Stored dataset items:
__________________________________________________
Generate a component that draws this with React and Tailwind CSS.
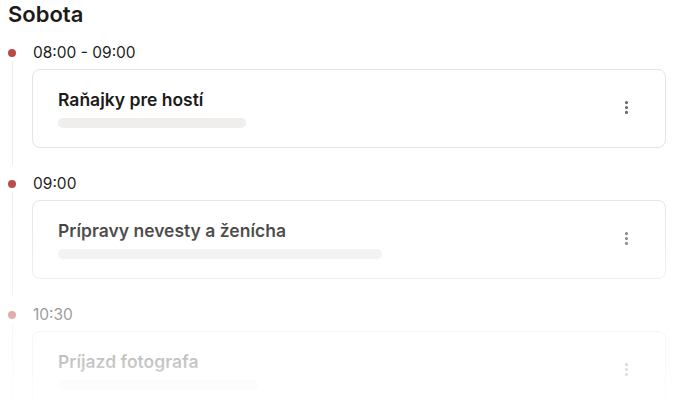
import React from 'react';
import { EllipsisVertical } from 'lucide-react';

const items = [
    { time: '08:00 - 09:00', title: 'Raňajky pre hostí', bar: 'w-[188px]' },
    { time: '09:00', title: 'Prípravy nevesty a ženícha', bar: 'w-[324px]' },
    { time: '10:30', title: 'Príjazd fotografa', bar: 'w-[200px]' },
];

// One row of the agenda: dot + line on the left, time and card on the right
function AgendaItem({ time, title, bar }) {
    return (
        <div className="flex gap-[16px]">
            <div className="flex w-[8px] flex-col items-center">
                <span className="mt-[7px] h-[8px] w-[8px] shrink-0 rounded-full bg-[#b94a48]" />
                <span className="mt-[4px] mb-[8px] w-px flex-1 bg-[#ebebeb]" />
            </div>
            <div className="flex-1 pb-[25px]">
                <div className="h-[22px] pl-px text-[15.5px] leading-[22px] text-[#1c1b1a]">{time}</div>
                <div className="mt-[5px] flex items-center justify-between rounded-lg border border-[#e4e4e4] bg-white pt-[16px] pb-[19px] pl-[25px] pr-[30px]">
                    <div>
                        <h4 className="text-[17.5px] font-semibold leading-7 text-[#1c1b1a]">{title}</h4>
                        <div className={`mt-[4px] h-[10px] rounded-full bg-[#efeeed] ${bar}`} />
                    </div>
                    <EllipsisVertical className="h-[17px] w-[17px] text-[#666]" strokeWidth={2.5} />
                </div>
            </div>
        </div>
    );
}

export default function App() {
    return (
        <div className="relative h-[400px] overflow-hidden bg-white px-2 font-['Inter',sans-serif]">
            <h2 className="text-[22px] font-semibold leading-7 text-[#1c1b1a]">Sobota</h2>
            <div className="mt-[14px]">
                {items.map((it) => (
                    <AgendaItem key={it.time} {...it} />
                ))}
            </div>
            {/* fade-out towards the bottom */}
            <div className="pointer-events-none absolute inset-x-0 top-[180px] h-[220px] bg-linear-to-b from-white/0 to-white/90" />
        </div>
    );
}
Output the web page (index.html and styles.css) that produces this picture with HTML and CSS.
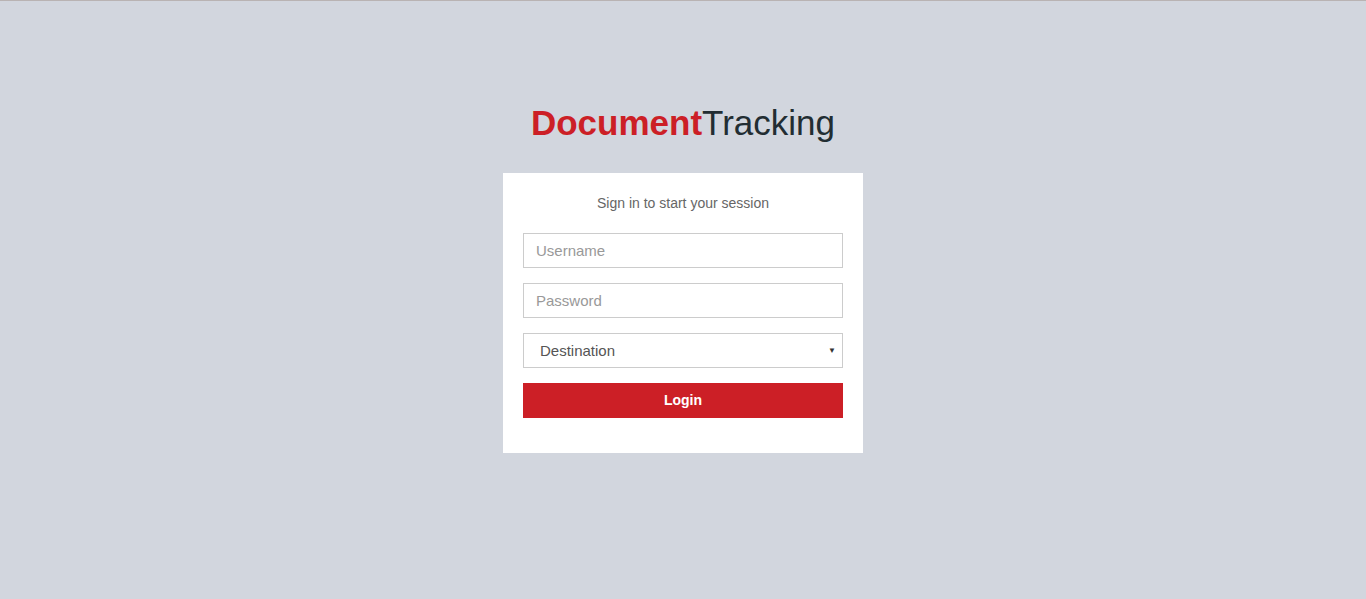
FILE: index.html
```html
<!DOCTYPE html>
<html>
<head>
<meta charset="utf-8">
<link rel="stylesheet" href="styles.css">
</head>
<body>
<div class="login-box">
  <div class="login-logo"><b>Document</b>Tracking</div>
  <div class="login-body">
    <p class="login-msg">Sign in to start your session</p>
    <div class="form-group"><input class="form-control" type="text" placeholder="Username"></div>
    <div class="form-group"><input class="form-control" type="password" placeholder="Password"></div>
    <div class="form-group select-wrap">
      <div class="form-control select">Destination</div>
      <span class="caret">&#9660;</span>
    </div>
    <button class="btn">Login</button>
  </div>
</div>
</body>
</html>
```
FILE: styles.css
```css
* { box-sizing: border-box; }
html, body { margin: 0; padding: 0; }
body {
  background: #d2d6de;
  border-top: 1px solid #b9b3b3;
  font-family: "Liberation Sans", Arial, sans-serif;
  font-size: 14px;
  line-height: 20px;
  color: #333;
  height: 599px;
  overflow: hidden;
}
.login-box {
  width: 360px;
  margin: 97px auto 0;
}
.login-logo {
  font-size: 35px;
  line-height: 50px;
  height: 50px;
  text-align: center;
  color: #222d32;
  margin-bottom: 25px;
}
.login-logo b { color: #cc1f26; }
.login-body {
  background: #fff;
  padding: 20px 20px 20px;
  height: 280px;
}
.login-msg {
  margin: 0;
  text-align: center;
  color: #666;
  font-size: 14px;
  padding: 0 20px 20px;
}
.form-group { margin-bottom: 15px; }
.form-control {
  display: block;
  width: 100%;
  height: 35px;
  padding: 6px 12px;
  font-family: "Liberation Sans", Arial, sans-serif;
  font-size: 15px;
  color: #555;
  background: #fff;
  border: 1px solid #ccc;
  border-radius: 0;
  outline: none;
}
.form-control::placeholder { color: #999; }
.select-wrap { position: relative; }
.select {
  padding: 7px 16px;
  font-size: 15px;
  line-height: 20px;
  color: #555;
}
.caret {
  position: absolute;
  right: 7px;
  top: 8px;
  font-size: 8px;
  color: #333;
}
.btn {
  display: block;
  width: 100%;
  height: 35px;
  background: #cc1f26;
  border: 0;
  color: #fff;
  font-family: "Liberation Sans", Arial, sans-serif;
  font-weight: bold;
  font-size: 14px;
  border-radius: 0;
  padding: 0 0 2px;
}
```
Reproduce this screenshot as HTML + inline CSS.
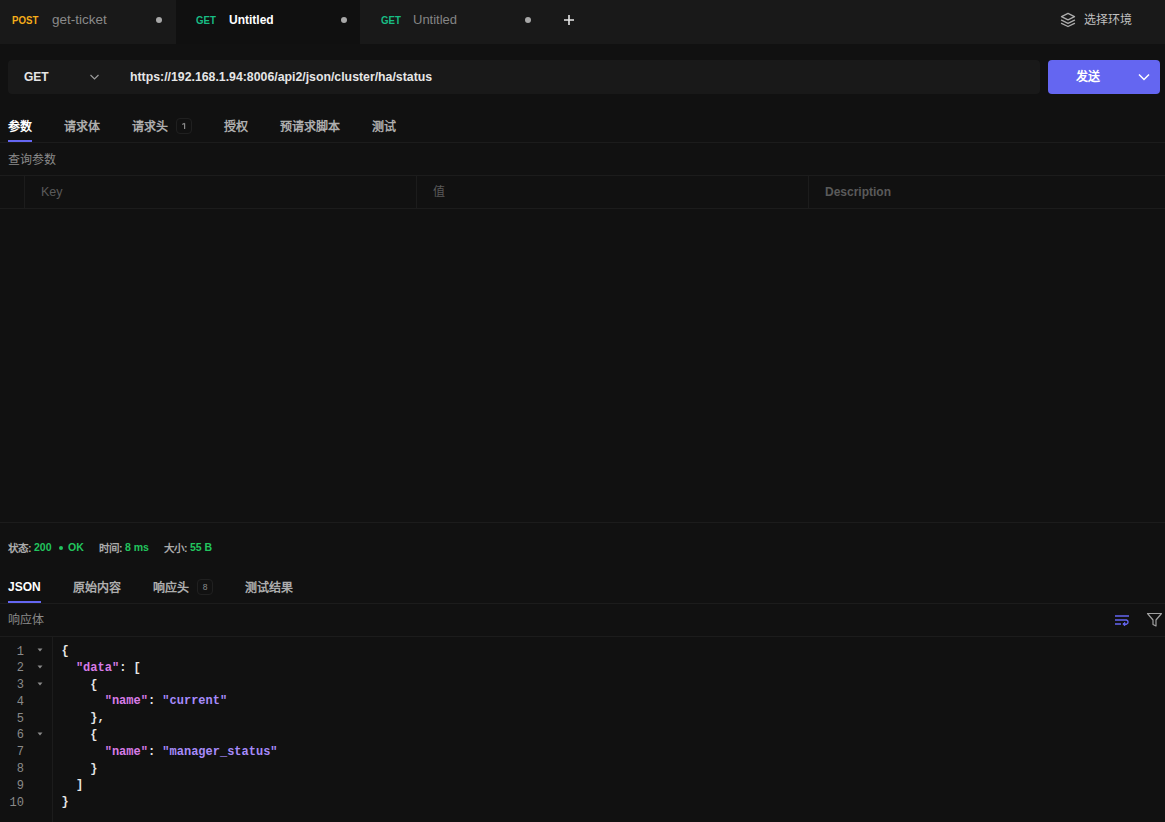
__________________________________________________
Gather all lines from the records above in which "styles" appears.

Output the web page (index.html and styles.css) that produces this picture with HTML and CSS.
<link rel="stylesheet" href="styles.css">
FILE: styles.css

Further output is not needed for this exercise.